Take the job, agree to stick to it 6 months or a year, save all you can, and use your daytime hours to look for a better job.
posted by CathyG at 11:09 AM on April 4, 2014 [2 favorites]


Mod note: From the OP:
The band probably seems to many of you a frivolous thing and perhaps you pictured a bunch of over-the-hill dudes reliving our youth and trying to rock out in a garage. We’re not. Our practice space is a professional recording studio that we own and manage together. We’re an established wedding/party band with awards under our belts and a significant internet following that gets the band booked up months in advance. I already know dates in 2015 when I’ll be out of town. Although the income from the band isn’t enough for any of us to quit our day jobs (which is by design) the band represents a second job for each of us.

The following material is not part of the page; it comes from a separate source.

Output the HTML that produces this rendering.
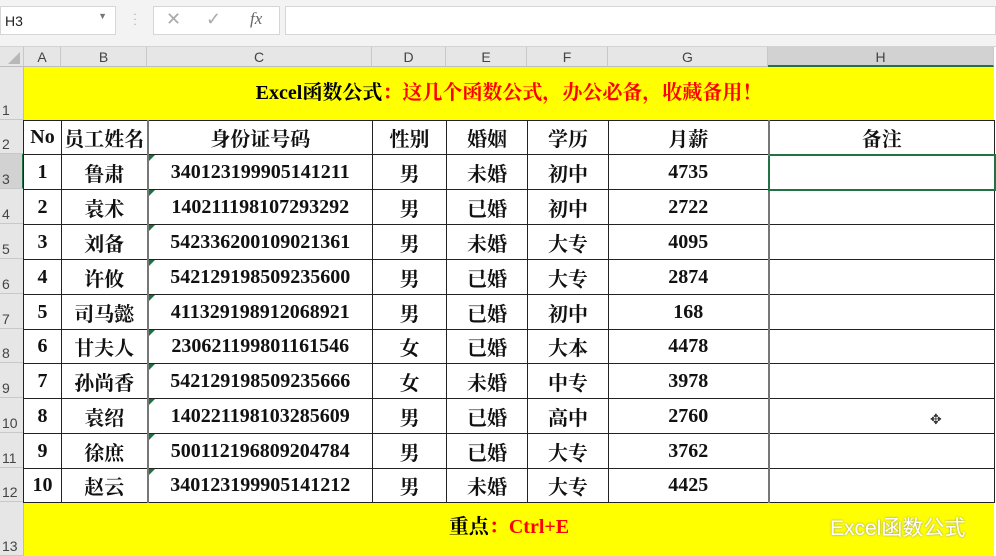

Thank you for all the helpful answers and the mostly-well-deserved criticism. I realize that the way I worded the question made it seem like I was keeping this impending job situation a secret from my spouse, but that’s not the case. When I said I have a supportive spouse, I meant that we have been talking all along about the upsides and downsides of taking the position. My spouse is supportive to the point of being willing to make changes to their social calendar in order to make the rare weekends I won’t be doing the other thing I do more bearable. I know I would do the same if the tables were turned. That level of sacrifice alone from my spouse is enough to get me to accept the position, which I did.